# [Required work]
Which lines hold the word "styles"? Copy each of them.

Code that builds pages:
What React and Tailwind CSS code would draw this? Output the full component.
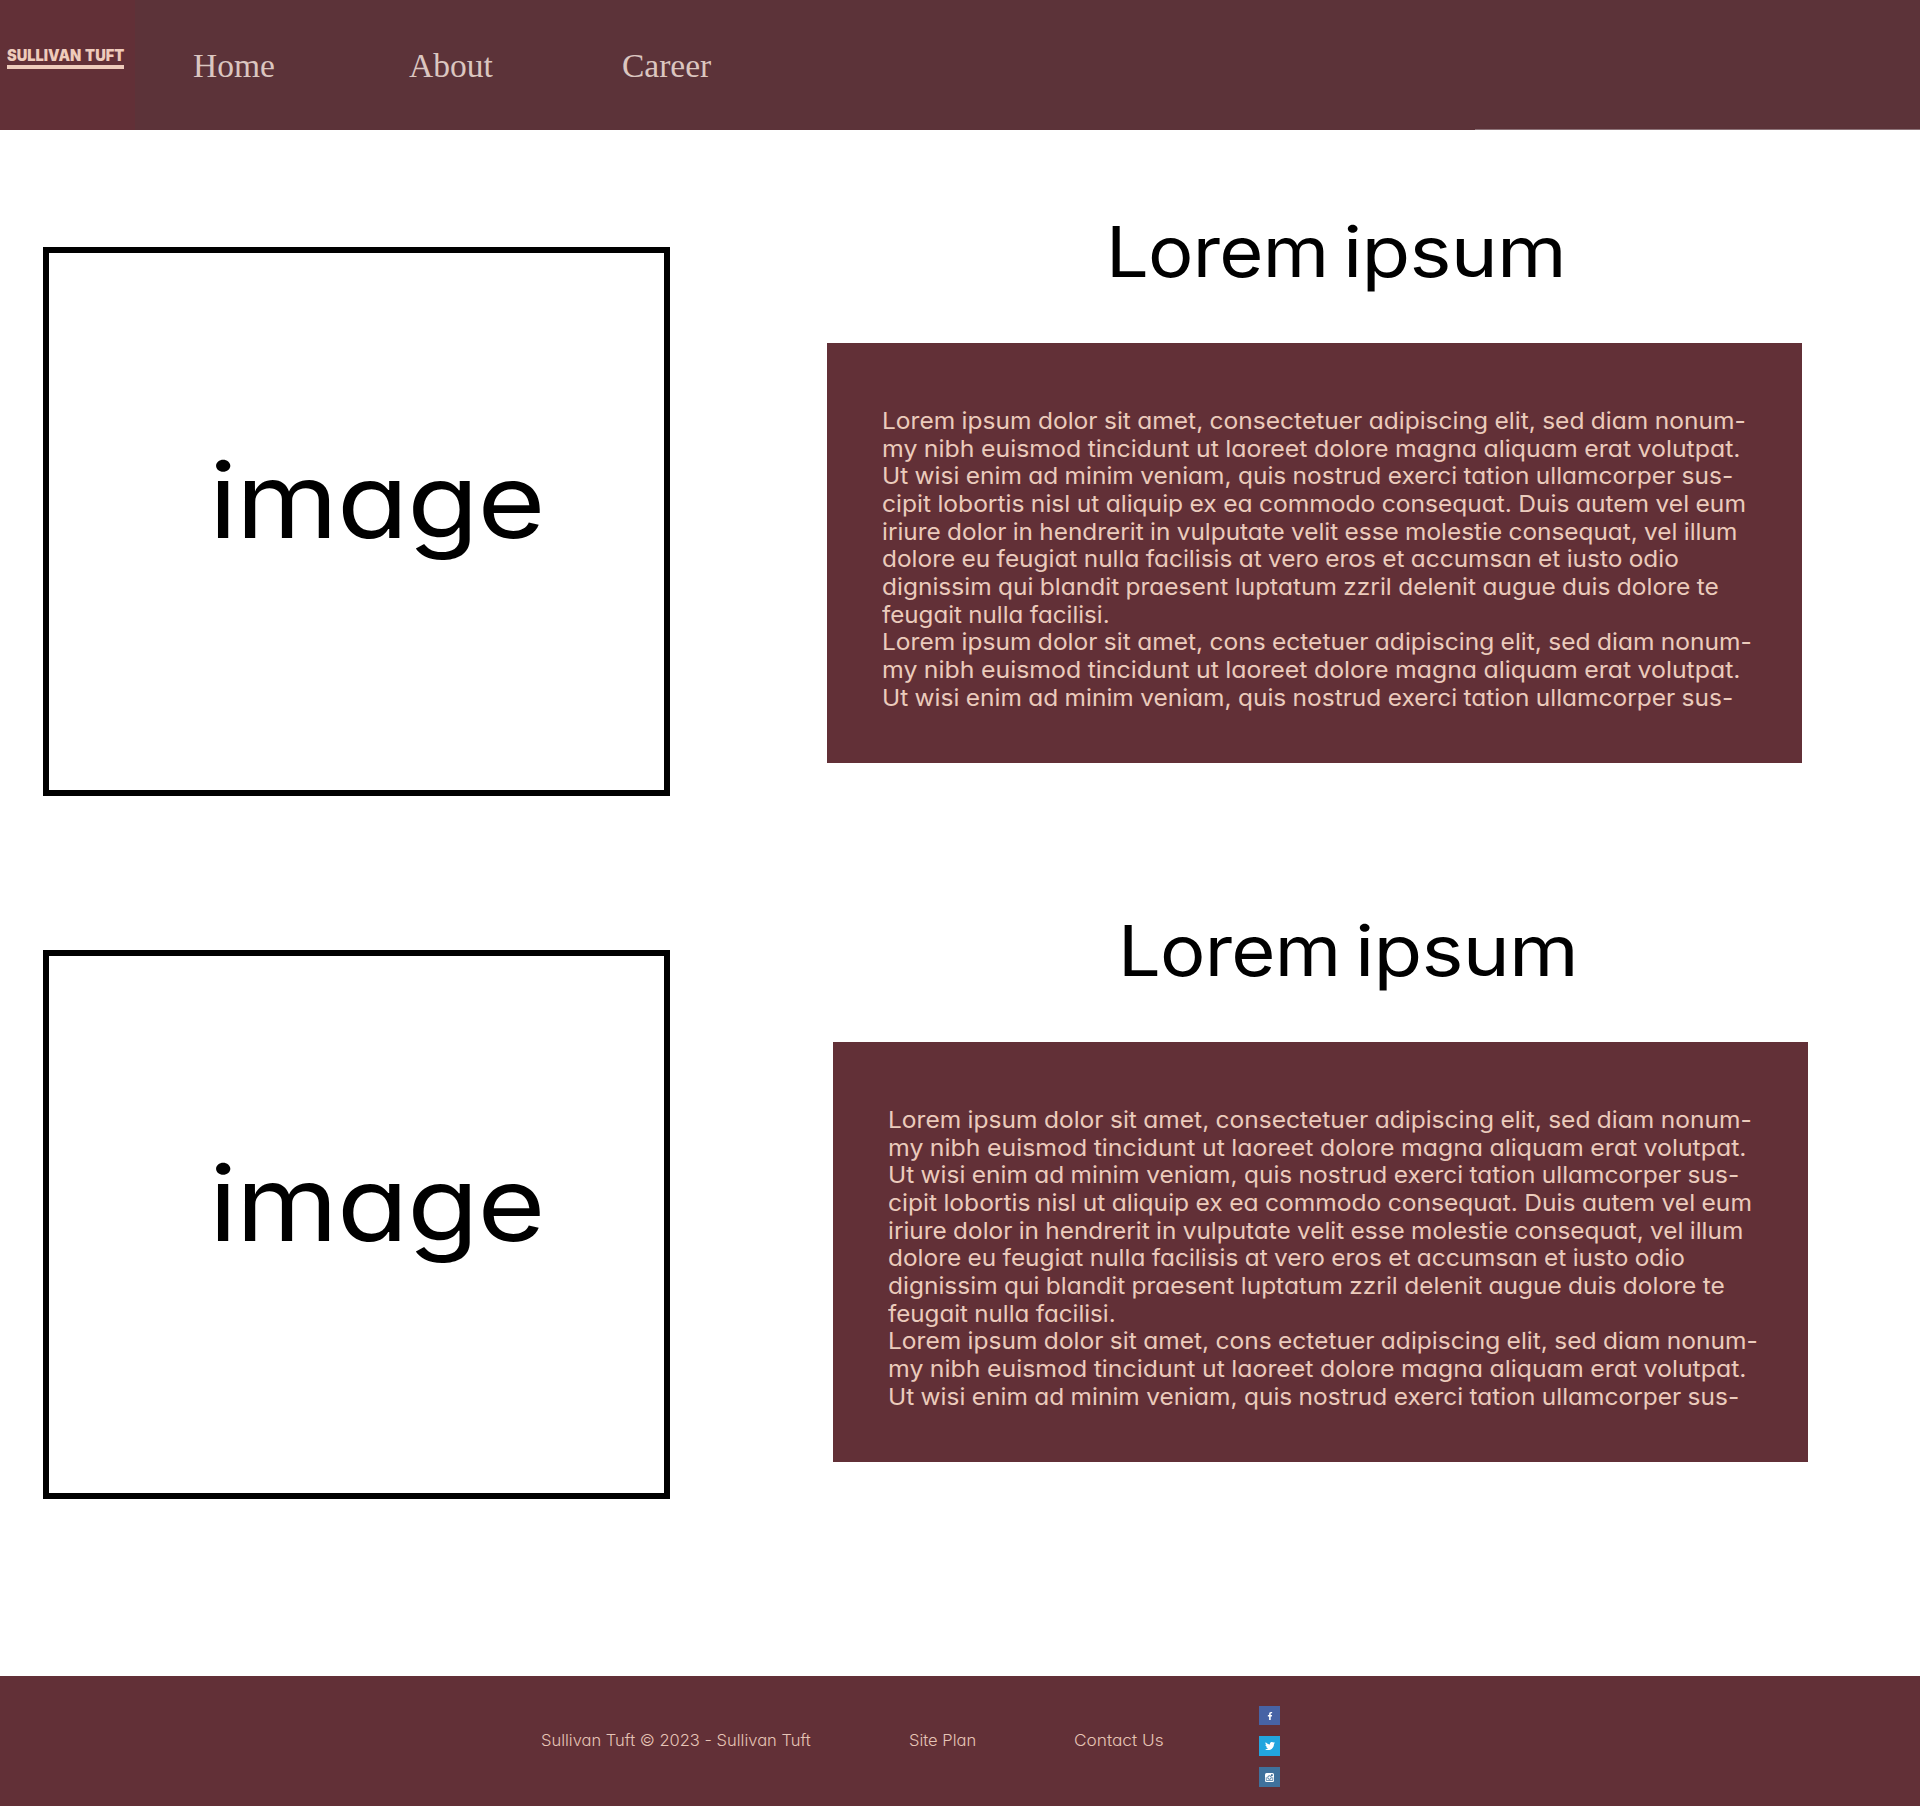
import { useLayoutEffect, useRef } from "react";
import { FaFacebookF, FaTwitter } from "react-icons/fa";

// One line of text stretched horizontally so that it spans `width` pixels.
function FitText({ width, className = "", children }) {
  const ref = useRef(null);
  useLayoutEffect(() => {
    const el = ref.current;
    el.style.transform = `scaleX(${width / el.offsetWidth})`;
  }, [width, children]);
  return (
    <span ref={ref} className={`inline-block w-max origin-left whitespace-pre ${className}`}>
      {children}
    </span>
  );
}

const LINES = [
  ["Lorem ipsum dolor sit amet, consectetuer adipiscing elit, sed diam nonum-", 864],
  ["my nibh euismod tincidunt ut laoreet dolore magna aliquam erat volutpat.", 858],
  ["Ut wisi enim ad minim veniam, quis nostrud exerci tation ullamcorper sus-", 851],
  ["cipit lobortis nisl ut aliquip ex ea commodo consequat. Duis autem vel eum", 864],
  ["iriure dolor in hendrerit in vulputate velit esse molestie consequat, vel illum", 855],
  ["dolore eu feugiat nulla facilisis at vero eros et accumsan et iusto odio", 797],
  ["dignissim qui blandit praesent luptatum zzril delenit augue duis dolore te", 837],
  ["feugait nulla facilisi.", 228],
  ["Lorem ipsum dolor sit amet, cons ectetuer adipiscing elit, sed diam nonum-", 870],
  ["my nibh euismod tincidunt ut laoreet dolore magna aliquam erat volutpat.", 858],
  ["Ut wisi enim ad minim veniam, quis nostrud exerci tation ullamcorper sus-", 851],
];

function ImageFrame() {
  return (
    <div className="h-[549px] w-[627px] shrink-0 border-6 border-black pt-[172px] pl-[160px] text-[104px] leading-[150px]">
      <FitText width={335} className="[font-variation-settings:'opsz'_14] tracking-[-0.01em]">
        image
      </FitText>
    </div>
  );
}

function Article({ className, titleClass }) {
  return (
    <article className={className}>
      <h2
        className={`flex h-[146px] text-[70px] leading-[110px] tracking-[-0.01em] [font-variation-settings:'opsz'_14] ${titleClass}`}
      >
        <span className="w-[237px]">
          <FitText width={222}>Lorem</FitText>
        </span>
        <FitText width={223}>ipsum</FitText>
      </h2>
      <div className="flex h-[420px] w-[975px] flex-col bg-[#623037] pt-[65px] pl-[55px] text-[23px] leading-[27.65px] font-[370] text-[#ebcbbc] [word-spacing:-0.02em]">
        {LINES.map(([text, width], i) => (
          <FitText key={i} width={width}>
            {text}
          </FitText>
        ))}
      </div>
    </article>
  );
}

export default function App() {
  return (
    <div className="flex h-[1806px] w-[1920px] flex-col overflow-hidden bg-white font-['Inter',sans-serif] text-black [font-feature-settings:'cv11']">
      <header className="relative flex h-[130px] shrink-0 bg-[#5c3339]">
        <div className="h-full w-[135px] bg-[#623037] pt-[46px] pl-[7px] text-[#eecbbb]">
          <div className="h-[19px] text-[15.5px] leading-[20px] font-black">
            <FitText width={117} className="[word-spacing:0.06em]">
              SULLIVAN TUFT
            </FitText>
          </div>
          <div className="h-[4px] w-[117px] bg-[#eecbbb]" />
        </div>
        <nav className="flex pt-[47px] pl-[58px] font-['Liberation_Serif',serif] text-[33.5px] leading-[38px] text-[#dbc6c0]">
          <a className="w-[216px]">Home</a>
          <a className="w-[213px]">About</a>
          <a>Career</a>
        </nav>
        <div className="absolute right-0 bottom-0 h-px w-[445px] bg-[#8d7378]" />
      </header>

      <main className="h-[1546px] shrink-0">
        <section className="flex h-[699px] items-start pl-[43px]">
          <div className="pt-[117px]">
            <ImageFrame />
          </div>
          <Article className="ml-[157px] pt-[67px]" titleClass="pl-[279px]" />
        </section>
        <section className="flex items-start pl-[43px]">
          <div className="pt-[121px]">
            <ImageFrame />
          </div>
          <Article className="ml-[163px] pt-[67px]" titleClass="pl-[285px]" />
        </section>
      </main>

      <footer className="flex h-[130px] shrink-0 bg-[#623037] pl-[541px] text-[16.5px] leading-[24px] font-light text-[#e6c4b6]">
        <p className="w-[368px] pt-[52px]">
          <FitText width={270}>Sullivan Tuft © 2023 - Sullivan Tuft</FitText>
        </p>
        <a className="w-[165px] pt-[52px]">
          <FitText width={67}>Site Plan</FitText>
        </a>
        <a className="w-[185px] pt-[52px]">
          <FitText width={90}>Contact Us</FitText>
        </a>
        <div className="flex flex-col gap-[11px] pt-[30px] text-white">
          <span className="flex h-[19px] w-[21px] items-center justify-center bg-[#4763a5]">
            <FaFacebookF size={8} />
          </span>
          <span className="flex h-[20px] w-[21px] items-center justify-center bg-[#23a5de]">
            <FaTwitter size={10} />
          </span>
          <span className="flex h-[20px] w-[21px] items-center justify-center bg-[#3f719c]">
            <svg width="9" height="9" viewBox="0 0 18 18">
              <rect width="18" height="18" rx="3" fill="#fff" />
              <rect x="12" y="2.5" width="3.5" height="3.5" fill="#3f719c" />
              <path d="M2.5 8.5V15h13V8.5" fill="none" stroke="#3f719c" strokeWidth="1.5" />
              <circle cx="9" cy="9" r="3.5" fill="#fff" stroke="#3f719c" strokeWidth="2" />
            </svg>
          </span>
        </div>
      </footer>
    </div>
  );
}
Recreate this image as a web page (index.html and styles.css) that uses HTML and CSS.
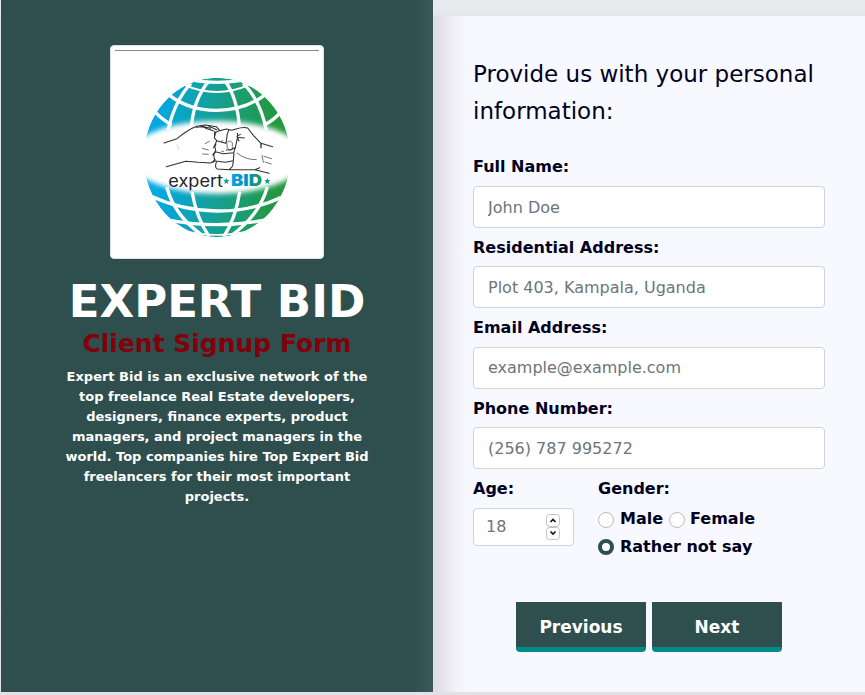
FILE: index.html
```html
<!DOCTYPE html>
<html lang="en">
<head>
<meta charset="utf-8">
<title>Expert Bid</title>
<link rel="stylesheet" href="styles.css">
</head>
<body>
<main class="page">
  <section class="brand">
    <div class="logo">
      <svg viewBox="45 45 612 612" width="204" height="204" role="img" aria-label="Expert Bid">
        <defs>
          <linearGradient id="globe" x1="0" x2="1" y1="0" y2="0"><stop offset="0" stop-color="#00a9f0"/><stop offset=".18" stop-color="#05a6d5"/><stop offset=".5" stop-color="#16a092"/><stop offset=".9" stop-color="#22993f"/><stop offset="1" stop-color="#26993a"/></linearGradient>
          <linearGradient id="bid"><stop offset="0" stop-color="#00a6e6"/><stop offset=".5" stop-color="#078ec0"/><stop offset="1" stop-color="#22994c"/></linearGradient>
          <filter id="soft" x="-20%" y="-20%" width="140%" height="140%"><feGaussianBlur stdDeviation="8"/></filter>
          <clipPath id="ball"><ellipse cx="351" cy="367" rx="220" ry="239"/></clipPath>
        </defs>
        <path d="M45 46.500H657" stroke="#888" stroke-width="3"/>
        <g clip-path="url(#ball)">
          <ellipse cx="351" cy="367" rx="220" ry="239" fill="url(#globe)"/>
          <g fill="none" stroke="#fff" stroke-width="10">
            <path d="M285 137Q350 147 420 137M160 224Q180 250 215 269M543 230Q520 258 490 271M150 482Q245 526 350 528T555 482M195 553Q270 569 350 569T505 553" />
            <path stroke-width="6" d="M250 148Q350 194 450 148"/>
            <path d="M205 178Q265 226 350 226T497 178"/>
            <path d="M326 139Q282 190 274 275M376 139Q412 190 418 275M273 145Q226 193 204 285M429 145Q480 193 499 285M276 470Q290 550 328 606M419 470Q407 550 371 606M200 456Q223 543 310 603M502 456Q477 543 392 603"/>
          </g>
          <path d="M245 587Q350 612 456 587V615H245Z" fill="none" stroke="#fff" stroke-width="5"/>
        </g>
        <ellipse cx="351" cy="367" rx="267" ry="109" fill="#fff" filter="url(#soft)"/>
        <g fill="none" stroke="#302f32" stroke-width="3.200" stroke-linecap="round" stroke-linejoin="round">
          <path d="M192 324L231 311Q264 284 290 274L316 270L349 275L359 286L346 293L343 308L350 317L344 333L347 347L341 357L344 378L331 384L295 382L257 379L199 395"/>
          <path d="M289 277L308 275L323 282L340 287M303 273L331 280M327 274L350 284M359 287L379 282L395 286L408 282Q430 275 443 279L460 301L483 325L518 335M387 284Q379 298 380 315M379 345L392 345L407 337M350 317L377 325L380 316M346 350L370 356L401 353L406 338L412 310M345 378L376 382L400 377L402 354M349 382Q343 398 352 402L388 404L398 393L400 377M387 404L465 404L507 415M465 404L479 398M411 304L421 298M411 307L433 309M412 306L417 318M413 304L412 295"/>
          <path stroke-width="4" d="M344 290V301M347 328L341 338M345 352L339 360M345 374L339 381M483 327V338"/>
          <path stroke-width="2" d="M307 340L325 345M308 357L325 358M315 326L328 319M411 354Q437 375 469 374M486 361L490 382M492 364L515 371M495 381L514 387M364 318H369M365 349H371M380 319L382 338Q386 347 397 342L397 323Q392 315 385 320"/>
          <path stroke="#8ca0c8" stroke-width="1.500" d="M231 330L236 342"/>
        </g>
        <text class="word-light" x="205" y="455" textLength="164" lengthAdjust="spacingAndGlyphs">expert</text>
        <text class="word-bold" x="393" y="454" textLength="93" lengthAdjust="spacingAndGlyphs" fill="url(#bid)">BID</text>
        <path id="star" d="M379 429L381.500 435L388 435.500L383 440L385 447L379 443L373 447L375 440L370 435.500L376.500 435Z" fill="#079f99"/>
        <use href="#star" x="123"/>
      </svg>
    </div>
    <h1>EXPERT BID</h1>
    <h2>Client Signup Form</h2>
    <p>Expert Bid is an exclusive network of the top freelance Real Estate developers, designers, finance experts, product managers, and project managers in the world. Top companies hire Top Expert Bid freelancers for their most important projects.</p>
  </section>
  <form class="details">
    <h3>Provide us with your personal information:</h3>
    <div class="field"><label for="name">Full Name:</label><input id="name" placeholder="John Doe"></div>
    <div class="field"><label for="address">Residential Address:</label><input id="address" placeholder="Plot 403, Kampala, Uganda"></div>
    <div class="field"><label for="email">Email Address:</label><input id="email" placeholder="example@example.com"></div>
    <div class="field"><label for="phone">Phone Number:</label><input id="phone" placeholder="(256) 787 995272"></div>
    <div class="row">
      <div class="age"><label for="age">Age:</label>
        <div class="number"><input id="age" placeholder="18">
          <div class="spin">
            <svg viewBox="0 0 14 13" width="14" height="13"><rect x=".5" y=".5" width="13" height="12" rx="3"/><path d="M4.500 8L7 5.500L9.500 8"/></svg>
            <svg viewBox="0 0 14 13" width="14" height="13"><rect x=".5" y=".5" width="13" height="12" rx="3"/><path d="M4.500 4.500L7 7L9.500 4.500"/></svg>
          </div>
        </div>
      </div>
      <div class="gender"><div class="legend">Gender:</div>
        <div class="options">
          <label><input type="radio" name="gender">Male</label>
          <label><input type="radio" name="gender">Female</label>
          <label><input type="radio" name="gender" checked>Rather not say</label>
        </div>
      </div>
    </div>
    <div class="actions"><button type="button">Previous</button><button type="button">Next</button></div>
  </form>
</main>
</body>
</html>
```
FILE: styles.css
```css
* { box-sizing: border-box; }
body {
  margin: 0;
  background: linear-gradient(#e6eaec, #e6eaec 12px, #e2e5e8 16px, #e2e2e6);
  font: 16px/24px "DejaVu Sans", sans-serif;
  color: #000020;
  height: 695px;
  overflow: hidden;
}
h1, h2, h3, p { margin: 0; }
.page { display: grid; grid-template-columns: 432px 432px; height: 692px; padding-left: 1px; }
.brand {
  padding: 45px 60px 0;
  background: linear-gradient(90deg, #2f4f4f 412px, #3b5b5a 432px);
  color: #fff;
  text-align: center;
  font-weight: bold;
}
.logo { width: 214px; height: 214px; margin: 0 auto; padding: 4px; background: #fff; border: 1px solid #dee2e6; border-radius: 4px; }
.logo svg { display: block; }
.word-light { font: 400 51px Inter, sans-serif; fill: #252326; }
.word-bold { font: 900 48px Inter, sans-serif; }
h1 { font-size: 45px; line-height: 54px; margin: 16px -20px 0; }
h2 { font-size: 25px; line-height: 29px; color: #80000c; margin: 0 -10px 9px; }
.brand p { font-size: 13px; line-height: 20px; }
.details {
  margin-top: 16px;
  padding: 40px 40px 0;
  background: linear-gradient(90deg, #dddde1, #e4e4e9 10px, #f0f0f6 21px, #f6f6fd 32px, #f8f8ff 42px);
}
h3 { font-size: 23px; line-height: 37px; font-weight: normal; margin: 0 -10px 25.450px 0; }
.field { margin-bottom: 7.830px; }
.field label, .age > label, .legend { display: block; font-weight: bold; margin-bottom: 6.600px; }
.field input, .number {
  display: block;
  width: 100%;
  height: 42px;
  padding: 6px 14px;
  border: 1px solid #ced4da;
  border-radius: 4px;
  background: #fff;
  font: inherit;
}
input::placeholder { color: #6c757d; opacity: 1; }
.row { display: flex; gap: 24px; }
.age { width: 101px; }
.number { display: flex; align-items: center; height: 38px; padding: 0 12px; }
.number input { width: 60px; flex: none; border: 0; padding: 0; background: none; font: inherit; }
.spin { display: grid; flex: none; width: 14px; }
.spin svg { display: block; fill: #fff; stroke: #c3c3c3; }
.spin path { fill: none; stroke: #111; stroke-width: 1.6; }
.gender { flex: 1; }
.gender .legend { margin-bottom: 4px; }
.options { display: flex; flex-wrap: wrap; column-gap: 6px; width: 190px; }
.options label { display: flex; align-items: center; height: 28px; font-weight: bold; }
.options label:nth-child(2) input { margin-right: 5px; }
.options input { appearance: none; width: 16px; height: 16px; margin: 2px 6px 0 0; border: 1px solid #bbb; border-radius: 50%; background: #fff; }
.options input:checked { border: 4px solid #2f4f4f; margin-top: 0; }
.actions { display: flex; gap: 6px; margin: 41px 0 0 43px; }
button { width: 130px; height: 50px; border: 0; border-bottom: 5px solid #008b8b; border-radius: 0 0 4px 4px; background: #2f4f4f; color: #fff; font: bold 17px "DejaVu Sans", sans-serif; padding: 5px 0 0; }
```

# [Full output]
Recreate this image as a web page (index.html and styles.css) that uses HTML and CSS.
<link rel="stylesheet" href="styles.css">
FILE: styles.css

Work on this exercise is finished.